-------- GIVEN DATA
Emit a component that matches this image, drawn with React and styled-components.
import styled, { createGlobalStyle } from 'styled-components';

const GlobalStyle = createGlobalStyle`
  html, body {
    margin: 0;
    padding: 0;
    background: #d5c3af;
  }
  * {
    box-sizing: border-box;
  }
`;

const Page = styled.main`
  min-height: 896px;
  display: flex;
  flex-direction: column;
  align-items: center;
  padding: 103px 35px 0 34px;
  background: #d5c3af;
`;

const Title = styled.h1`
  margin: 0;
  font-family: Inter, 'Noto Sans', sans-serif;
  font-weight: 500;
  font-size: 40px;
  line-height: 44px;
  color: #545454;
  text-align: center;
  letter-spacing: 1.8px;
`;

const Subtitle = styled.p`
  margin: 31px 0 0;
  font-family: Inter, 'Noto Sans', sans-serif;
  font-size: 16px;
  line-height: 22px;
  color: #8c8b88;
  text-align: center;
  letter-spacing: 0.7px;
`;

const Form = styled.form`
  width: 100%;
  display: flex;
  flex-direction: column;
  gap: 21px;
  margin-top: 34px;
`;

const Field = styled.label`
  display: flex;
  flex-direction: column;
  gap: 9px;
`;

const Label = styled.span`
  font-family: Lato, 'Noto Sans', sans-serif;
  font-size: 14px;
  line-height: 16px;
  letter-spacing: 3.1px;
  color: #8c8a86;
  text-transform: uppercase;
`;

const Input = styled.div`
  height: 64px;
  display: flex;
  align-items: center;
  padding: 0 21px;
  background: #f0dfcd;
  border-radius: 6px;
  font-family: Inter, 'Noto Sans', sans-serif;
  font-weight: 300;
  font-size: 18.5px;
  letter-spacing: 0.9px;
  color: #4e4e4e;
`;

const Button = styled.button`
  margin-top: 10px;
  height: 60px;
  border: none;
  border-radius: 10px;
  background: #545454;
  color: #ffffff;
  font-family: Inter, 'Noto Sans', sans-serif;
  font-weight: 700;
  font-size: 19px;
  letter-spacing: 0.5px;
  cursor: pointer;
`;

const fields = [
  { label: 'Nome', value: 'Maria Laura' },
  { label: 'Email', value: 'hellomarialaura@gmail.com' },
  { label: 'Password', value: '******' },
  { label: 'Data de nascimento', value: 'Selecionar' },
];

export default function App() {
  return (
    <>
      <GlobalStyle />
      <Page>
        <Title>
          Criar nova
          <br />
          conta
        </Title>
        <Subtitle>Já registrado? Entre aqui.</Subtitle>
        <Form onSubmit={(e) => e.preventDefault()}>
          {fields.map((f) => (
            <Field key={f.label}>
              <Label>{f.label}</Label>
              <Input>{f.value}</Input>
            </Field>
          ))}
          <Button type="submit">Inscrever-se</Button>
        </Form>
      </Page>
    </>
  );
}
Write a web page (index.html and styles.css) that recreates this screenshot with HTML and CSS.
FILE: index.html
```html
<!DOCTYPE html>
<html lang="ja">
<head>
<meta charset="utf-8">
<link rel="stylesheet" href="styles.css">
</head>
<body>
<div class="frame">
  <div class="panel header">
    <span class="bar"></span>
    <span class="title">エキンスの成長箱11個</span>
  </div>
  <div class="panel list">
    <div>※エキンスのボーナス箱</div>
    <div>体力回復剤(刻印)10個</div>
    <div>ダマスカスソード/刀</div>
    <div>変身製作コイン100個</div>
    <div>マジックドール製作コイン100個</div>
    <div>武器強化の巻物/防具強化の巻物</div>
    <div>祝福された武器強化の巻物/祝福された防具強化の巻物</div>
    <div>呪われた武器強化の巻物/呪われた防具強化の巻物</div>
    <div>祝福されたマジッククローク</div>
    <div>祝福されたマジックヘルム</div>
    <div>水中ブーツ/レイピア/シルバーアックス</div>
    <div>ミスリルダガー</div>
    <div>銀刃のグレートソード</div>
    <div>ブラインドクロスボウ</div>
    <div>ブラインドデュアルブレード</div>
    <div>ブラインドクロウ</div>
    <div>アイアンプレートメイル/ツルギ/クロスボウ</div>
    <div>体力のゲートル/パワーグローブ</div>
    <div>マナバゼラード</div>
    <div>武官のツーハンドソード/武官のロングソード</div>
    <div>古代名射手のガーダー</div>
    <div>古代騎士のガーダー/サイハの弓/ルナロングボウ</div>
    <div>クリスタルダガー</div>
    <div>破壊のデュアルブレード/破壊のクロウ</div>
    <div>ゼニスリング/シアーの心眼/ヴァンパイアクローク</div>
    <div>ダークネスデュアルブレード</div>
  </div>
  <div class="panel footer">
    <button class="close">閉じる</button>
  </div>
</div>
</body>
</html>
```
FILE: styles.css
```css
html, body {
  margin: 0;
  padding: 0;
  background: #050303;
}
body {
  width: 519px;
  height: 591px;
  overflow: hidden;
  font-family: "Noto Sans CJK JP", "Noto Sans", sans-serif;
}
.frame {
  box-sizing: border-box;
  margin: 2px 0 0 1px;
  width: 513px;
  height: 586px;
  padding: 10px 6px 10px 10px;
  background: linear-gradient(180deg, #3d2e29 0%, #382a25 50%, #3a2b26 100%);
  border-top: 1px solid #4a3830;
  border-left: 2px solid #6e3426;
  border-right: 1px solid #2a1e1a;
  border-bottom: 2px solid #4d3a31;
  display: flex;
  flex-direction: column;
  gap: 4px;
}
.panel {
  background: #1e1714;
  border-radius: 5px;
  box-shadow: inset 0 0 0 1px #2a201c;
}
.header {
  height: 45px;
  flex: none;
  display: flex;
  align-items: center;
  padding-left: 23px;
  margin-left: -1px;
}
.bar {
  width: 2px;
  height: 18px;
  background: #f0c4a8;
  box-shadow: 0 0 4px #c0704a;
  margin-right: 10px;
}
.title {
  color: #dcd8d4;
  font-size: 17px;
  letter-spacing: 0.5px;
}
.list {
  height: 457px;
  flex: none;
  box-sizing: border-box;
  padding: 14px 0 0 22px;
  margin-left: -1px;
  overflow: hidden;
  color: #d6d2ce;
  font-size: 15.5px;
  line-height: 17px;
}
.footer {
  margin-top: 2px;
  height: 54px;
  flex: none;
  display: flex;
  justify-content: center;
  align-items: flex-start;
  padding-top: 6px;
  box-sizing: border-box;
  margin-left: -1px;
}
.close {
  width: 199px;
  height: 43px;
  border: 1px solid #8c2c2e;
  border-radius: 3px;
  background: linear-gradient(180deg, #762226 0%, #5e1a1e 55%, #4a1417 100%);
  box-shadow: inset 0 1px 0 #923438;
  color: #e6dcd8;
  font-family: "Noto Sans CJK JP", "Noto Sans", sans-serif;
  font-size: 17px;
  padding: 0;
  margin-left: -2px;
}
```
----------------
• _OBJECTIVE_:
Return all of the above records exactly, leaving no line out.

• _RESULT_:
Emit a component that matches this image, drawn with React and styled-components.
import styled, { createGlobalStyle } from 'styled-components';

const GlobalStyle = createGlobalStyle`
  html, body {
    margin: 0;
    padding: 0;
    background: #d5c3af;
  }
  * {
    box-sizing: border-box;
  }
`;

const Page = styled.main`
  min-height: 896px;
  display: flex;
  flex-direction: column;
  align-items: center;
  padding: 103px 35px 0 34px;
  background: #d5c3af;
`;

const Title = styled.h1`
  margin: 0;
  font-family: Inter, 'Noto Sans', sans-serif;
  font-weight: 500;
  font-size: 40px;
  line-height: 44px;
  color: #545454;
  text-align: center;
  letter-spacing: 1.8px;
`;

const Subtitle = styled.p`
  margin: 31px 0 0;
  font-family: Inter, 'Noto Sans', sans-serif;
  font-size: 16px;
  line-height: 22px;
  color: #8c8b88;
  text-align: center;
  letter-spacing: 0.7px;
`;

const Form = styled.form`
  width: 100%;
  display: flex;
  flex-direction: column;
  gap: 21px;
  margin-top: 34px;
`;

const Field = styled.label`
  display: flex;
  flex-direction: column;
  gap: 9px;
`;

const Label = styled.span`
  font-family: Lato, 'Noto Sans', sans-serif;
  font-size: 14px;
  line-height: 16px;
  letter-spacing: 3.1px;
  color: #8c8a86;
  text-transform: uppercase;
`;

const Input = styled.div`
  height: 64px;
  display: flex;
  align-items: center;
  padding: 0 21px;
  background: #f0dfcd;
  border-radius: 6px;
  font-family: Inter, 'Noto Sans', sans-serif;
  font-weight: 300;
  font-size: 18.5px;
  letter-spacing: 0.9px;
  color: #4e4e4e;
`;

const Button = styled.button`
  margin-top: 10px;
  height: 60px;
  border: none;
  border-radius: 10px;
  background: #545454;
  color: #ffffff;
  font-family: Inter, 'Noto Sans', sans-serif;
  font-weight: 700;
  font-size: 19px;
  letter-spacing: 0.5px;
  cursor: pointer;
`;

const fields = [
  { label: 'Nome', value: 'Maria Laura' },
  { label: 'Email', value: 'hellomarialaura@gmail.com' },
  { label: 'Password', value: '******' },
  { label: 'Data de nascimento', value: 'Selecionar' },
];

export default function App() {
  return (
    <>
      <GlobalStyle />
      <Page>
        <Title>
          Criar nova
          <br />
          conta
        </Title>
        <Subtitle>Já registrado? Entre aqui.</Subtitle>
        <Form onSubmit={(e) => e.preventDefault()}>
          {fields.map((f) => (
            <Field key={f.label}>
              <Label>{f.label}</Label>
              <Input>{f.value}</Input>
            </Field>
          ))}
          <Button type="submit">Inscrever-se</Button>
        </Form>
      </Page>
    </>
  );
}
Write a web page (index.html and styles.css) that recreates this screenshot with HTML and CSS.
FILE: index.html
```html
<!DOCTYPE html>
<html lang="ja">
<head>
<meta charset="utf-8">
<link rel="stylesheet" href="styles.css">
</head>
<body>
<div class="frame">
  <div class="panel header">
    <span class="bar"></span>
    <span class="title">エキンスの成長箱11個</span>
  </div>
  <div class="panel list">
    <div>※エキンスのボーナス箱</div>
    <div>体力回復剤(刻印)10個</div>
    <div>ダマスカスソード/刀</div>
    <div>変身製作コイン100個</div>
    <div>マジックドール製作コイン100個</div>
    <div>武器強化の巻物/防具強化の巻物</div>
    <div>祝福された武器強化の巻物/祝福された防具強化の巻物</div>
    <div>呪われた武器強化の巻物/呪われた防具強化の巻物</div>
    <div>祝福されたマジッククローク</div>
    <div>祝福されたマジックヘルム</div>
    <div>水中ブーツ/レイピア/シルバーアックス</div>
    <div>ミスリルダガー</div>
    <div>銀刃のグレートソード</div>
    <div>ブラインドクロスボウ</div>
    <div>ブラインドデュアルブレード</div>
    <div>ブラインドクロウ</div>
    <div>アイアンプレートメイル/ツルギ/クロスボウ</div>
    <div>体力のゲートル/パワーグローブ</div>
    <div>マナバゼラード</div>
    <div>武官のツーハンドソード/武官のロングソード</div>
    <div>古代名射手のガーダー</div>
    <div>古代騎士のガーダー/サイハの弓/ルナロングボウ</div>
    <div>クリスタルダガー</div>
    <div>破壊のデュアルブレード/破壊のクロウ</div>
    <div>ゼニスリング/シアーの心眼/ヴァンパイアクローク</div>
    <div>ダークネスデュアルブレード</div>
  </div>
  <div class="panel footer">
    <button class="close">閉じる</button>
  </div>
</div>
</body>
</html>
```
FILE: styles.css
```css
html, body {
  margin: 0;
  padding: 0;
  background: #050303;
}
body {
  width: 519px;
  height: 591px;
  overflow: hidden;
  font-family: "Noto Sans CJK JP", "Noto Sans", sans-serif;
}
.frame {
  box-sizing: border-box;
  margin: 2px 0 0 1px;
  width: 513px;
  height: 586px;
  padding: 10px 6px 10px 10px;
  background: linear-gradient(180deg, #3d2e29 0%, #382a25 50%, #3a2b26 100%);
  border-top: 1px solid #4a3830;
  border-left: 2px solid #6e3426;
  border-right: 1px solid #2a1e1a;
  border-bottom: 2px solid #4d3a31;
  display: flex;
  flex-direction: column;
  gap: 4px;
}
.panel {
  background: #1e1714;
  border-radius: 5px;
  box-shadow: inset 0 0 0 1px #2a201c;
}
.header {
  height: 45px;
  flex: none;
  display: flex;
  align-items: center;
  padding-left: 23px;
  margin-left: -1px;
}
.bar {
  width: 2px;
  height: 18px;
  background: #f0c4a8;
  box-shadow: 0 0 4px #c0704a;
  margin-right: 10px;
}
.title {
  color: #dcd8d4;
  font-size: 17px;
  letter-spacing: 0.5px;
}
.list {
  height: 457px;
  flex: none;
  box-sizing: border-box;
  padding: 14px 0 0 22px;
  margin-left: -1px;
  overflow: hidden;
  color: #d6d2ce;
  font-size: 15.5px;
  line-height: 17px;
}
.footer {
  margin-top: 2px;
  height: 54px;
  flex: none;
  display: flex;
  justify-content: center;
  align-items: flex-start;
  padding-top: 6px;
  box-sizing: border-box;
  margin-left: -1px;
}
.close {
  width: 199px;
  height: 43px;
  border: 1px solid #8c2c2e;
  border-radius: 3px;
  background: linear-gradient(180deg, #762226 0%, #5e1a1e 55%, #4a1417 100%);
  box-shadow: inset 0 1px 0 #923438;
  color: #e6dcd8;
  font-family: "Noto Sans CJK JP", "Noto Sans", sans-serif;
  font-size: 17px;
  padding: 0;
  margin-left: -2px;
}
```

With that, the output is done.